Well, here’s hoping that Senator Obama breaks his campaign promise to raise taxes on the wealthy, as that would likely harm an already struggling economy. Larry Kudlow points out in his article, Obama’s Pro-Growth Economic Team? that the Obama economic team is actually right of center and may indicate that he will back away from increasing taxes…
About a year and half ago economist Don Luskin sent me a long article about taxes by Christine and her husband David Romer, who were writing for the National Bureau of Economic Research. From the introduction: “The resulting estimates indicate that tax increases are highly contractionary. . . . The large effect stems in considerable part form a powerful negative effect of tax increases on investment.”
Later in the article, the Romers write: “In short, tax increases appear to have a very large, sustained, and highly significant negative impact on output.”
That’s what makes the Romer appointment so interesting. In fact, there is no question that Obama’s economic team is right of center. All three are market-oriented. They’re also pro-free-trade. Hopefully Summers and Geithner maintain the Robert Rubin King Dollar policy of the Clinton years. And if Ms. Romer can stop tax hikes, that will help the greenback even more.
At a minimum, both Romer and Geithner could have served under Gerald Ford or George H. W. Bush. But they may be more pro-growth than that. Romer’s study of the damage of tax hikes on the economy and her emphasis on investment are right on target. In a New York Times story, a former Treasury colleague of Geithner’s says, “he’s no liberal.” As for Summers, while he has been mau-maued by Democratic feminists and some of the unions, he is a tough, clear-headed thinker who has for years tried to merge Keynesian and supply-side policies. No mean feat.
Now here’s the rub: all this talk about a $700 billion stimulus package. I hate to be the one to pull the plug, but government cannot spend our way into prosperity. The wish list of Democratic spending initiatives includes short-term tax rebates, massive new transportation bills, even more education money, exotic green-technology spending, a big-government embrace of health care, and heaps of cash for UAW-Detroit carmakers. None of that will stimulate economic growth.
Economist Paul Hoffmeister has it right: We need to invigorate incentives to produce and invest. Let me take it even further. We need to revive the dormant animal spirits, which have been beaten down by a brutal bear market in stocks, the ongoing housing slump, and all the myriad blockages to credit availability. A bunch of new spending won’t do the trick. Lower tax rates will.

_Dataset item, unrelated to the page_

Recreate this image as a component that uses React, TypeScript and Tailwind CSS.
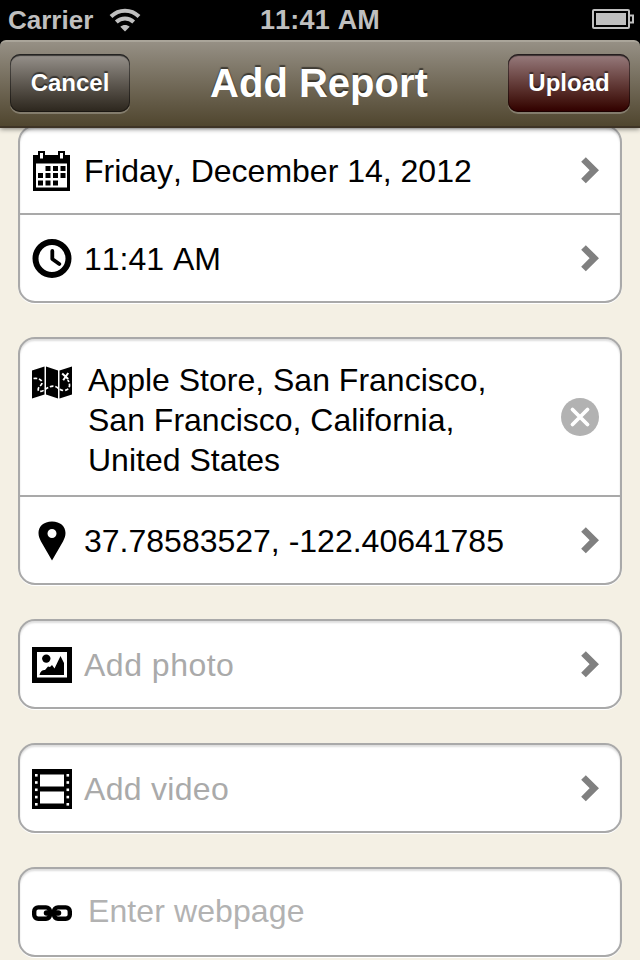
import type { ReactNode } from "react";

function Chevron() {
  return (
    <svg width="18" height="27" viewBox="0 0 18 27" className="mr-[21px] shrink-0">
      <path d="M2.500 2.500 13.300 13.200 2.500 24" fill="none" stroke="#808080" strokeWidth="6.600" />
    </svg>
  );
}

function CalendarIcon() {
  return (
    <svg width="40" height="40" viewBox="0 0 40 40">
      <path d="M1 4h5V0h7v4h13V0h7v4h5v36H1z" fill="#000" />
      <path d="M8 2h3v5.500H8zM28 2h3v5.500h-3zM4 12.500h31v24H4z" fill="#fff" />
      <path
        d="M13.500 15h5v5h-5zM21 15h5v5h-5zM28.500 15h5v5h-5zM6 22h5v5H6zM13.500 22h5v5h-5zM21 22h5v5h-5zM28.500 22h5v5h-5zM6 29.500h5v5H6zM13.500 29.500h5v5h-5zM21 29.500h5v5h-5z"
        fill="#000"
      />
    </svg>
  );
}

function ClockIcon() {
  return (
    <svg width="40" height="40" viewBox="0 0 40 40" fill="none" stroke="#000">
      <circle cx="20" cy="19.500" r="16.500" strokeWidth="6" />
      <path d="M20.300 12v8l7 5" strokeWidth="3.800" strokeLinecap="round" strokeLinejoin="round" />
    </svg>
  );
}

function MapIcon() {
  return (
    <svg width="40" height="33" viewBox="0 0 40 33">
      <path d="M0 4.500 12.500.500v28L0 32.500zM14 .500l12 4v28l-12-4zM27.500 4.500 40 .500v28l-12.500 4z" fill="#000" />
      <g fill="none" stroke="#fff" strokeWidth="1.700">
        <path
          d="M1.500 12.500c4-.5 8 .5 8.500 4 .3 3-3.800 4-3.800 7 0 2.500 3 2.500 6 .5 3-2.200 6-4 9.500-3.800 4.500.3 5.500 4.300 10 4.300 6 0 7.500-6 4-10.500"
          strokeDasharray="3.600 1.800"
        />
        <path d="m30.200 7.500 6 5.500M36.200 7l-5 7.300" strokeWidth="2" />
      </g>
    </svg>
  );
}

function PinIcon() {
  return (
    <svg width="40" height="40" viewBox="0 0 40 40">
      <path
        d="M20 .500C11.500.500 6.500 5.500 6.500 12c0 3 1 5.500 2.500 8.500L20 39.500l11-19c1.500-3 2.500-5.500 2.500-8.500C33.500 5.500 28.500.500 20 .500zM20 8a4.500 4.500 0 1 1 0 9 4.500 4.500 0 0 1 0-9z"
        fillRule="evenodd"
      />
    </svg>
  );
}

function PhotoIcon() {
  return (
    <svg width="40" height="36" viewBox="0 0 40 36">
      <path d="M0 0h40v36H0z" />
      <path d="M5 5h30v25.500H5z" fill="#fff" />
      <circle cx="14.300" cy="11.600" r="4.200" />
      <path d="M7.500 28c1-4 3-5 5.500-5l3-3.500 2 .500 2-2 2.500 3.500L28.500 9l3.500 7v12z" />
    </svg>
  );
}

function FilmIcon() {
  const holes = [5, 12.2, 19.5, 26.8, 34];
  return (
    <svg width="40" height="40" viewBox="0 0 40 40">
      <path d="M0 0h40v40H0z" />
      <path d="M8 5.500h24v12H8zM8 22.500h24v12H8z" fill="#fff" />
      {holes.map((y) => (
        <g key={y} fill="#fff">
          <rect x="3" y={y} width="2.600" height="2.600" />
          <rect x="34.500" y={y} width="2.600" height="2.600" />
        </g>
      ))}
    </svg>
  );
}

function LinkIcon() {
  return (
    <svg width="40" height="16" viewBox="0 0 40 16" fill="none" stroke="#000" strokeWidth="4.400">
      <rect x="2.200" y="2.400" width="15.800" height="11.400" rx="4" />
      <rect x="22" y="2.400" width="15.800" height="11.400" rx="4" />
      <path d="M14.500 8h12" strokeWidth="5.500" strokeLinecap="round" />
    </svg>
  );
}

function Card({ children }: { children: ReactNode }) {
  return (
    <section className="shrink-0 divide-y-2 divide-[#a9a9a9] overflow-hidden rounded-[17px] border-2 border-[#a9a9a9] bg-white shadow-[0_1px_0_#fff,inset_0_2px_2px_#dedede]">
      {children}
    </section>
  );
}

function Row({
  icon,
  text,
  textStyle = "pl-3 pt-[2px] text-black",
  arrow = true,
}: {
  icon: ReactNode;
  text: string;
  textStyle?: string;
  arrow?: boolean;
}) {
  return (
    <div className="box-content flex h-[86px] items-center pl-3">
      <span className="flex w-10 shrink-0 justify-center pt-[2px]">{icon}</span>
      <span className={`${textStyle} grow whitespace-nowrap`}>{text}</span>
      {arrow && <Chevron />}
    </div>
  );
}

function BarButton({ label, tone }: { label: string; tone: string }) {
  return (
    <button
      className={`${tone} h-[58px] rounded-[10px] bg-linear-to-b text-[24px] shadow-[0_2px_0_rgba(255,255,255,0.25),inset_0_2px_1px_rgba(0,0,0,0.6),inset_0_0_0_1px_rgba(0,0,0,0.4)] [text-shadow:0_-2px_1px_rgba(0,0,0,0.5)]`}
    >
      {label}
    </button>
  );
}

export default function App() {
  return (
    <div className="flex h-[960px] w-[640px] flex-col overflow-hidden bg-[#f4f0e4] font-['Liberation_Sans',Arial,sans-serif] text-[32px] leading-10 [font-kerning:none]">
      <div className="grid h-10 shrink-0 grid-cols-3 items-center bg-black text-[27px] font-bold text-[#bfbfbf]">
        <div className="flex items-center gap-4 pl-2">
          <span className="text-[26px]">Carrier</span>
          <svg width="32" height="24" viewBox="0 0 32 24" fill="none" stroke="#bfbfbf" strokeWidth="4">
            <path d="M2 8.500C10 .700 22 .700 30 8.500" />
            <path d="M7.300 14c5-4.800 12.400-4.800 17.400 0" />
            <path d="M16 23.500l-4.700-4.700c2.800-2.300 6.600-2.300 9.400 0z" fill="#bfbfbf" stroke="none" />
          </svg>
        </div>
        <div className="text-center tracking-[0.2px]">11:41 AM</div>
        <svg width="42" height="20" viewBox="0 0 42 20" className="mt-[-2px] mr-[6px] justify-self-end" fill="none" stroke="#bfbfbf" strokeWidth="2">
          <rect x="1" y="1" width="36" height="18" rx="1" />
          <path d="M4 4h30v12H4z" fill="#bfbfbf" stroke="none" />
          <path d="M37 6.500h4v7h-4" />
        </svg>
      </div>

      <div className="z-10 shrink-0 bg-black">
        <header className="flex h-[88px] items-center justify-between rounded-t-[6px] border-t-2 border-b-2 border-t-[#aaa59a] border-b-[#3e3426] bg-linear-to-b from-[#969085] to-[#50462f] px-[10px] pb-[2px] font-bold text-white shadow-[0_1px_5px_rgba(0,0,0,0.5)]">
          <BarButton label="Cancel" tone="w-[120px] from-[#98938d] to-[#2c261d]" />
          <h1 className="text-[40px] [text-shadow:0_-2px_1px_rgba(0,0,0,0.5)]">Add Report</h1>
          <BarButton label="Upload" tone="w-[122px] from-[#987d7f] to-[#300000]" />
        </header>
      </div>

      <main className="-mt-[3px] flex flex-col gap-[34px] px-[18px]">
        <Card>
          <Row icon={<CalendarIcon />} text="Friday, December 14, 2012" />
          <Row icon={<ClockIcon />} text="11:41 AM" />
        </Card>
        <Card>
          <div className="box-content flex h-[156px] items-center pl-3">
            <span className="-mt-[69px] shrink-0">
              <MapIcon />
            </span>
            <p className="grow pt-[6px] pl-4">
              Apple Store, San Francisco,
              <br />
              San Francisco, California,
              <br />
              United States
            </p>
            <svg width="38" height="38" viewBox="0 0 38 38" className="mr-[21px] shrink-0">
              <circle cx="19" cy="19" r="19" fill="#b2b2b2" />
              <path d="m11.500 11.500 15 15m0-15-15 15" stroke="#fff" strokeWidth="3.800" strokeLinecap="round" />
            </svg>
          </div>
          <Row icon={<PinIcon />} text="37.78583527, -122.40641785" />
        </Card>
        <Card>
          <Row icon={<PhotoIcon />} text="Add photo" textStyle="pl-3 pt-[2px] text-[#aaa] tracking-[0.5px]" />
        </Card>
        <Card>
          <Row icon={<FilmIcon />} text="Add video" textStyle="pl-3 pt-[2px] text-[#aaa] tracking-[0.3px]" />
        </Card>
        <Card>
          <Row icon={<LinkIcon />} text="Enter webpage" textStyle="pl-4 pb-[2px] text-[#b2b2b2] tracking-[0.1px]" arrow={false} />
        </Card>
      </main>
    </div>
  );
}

Government policy must make it clear that new successes will be handsomely rewarded. This will be Obama’s greatest challenge. While he may not raise taxes in 2009 — a good thing — he hasn’t yet come up with a new bolt of electricity that will hardwire the serious risk-taking that lies at the heart of free-market capitalism. Right now, the missing electric bolt is lower tax rates and greater rewards for new risk investment by investors, successful earners, and business.
It was Obama’s dream to raise taxes. He’s surrounded himself with people who may talk some sense into him though. Maybe.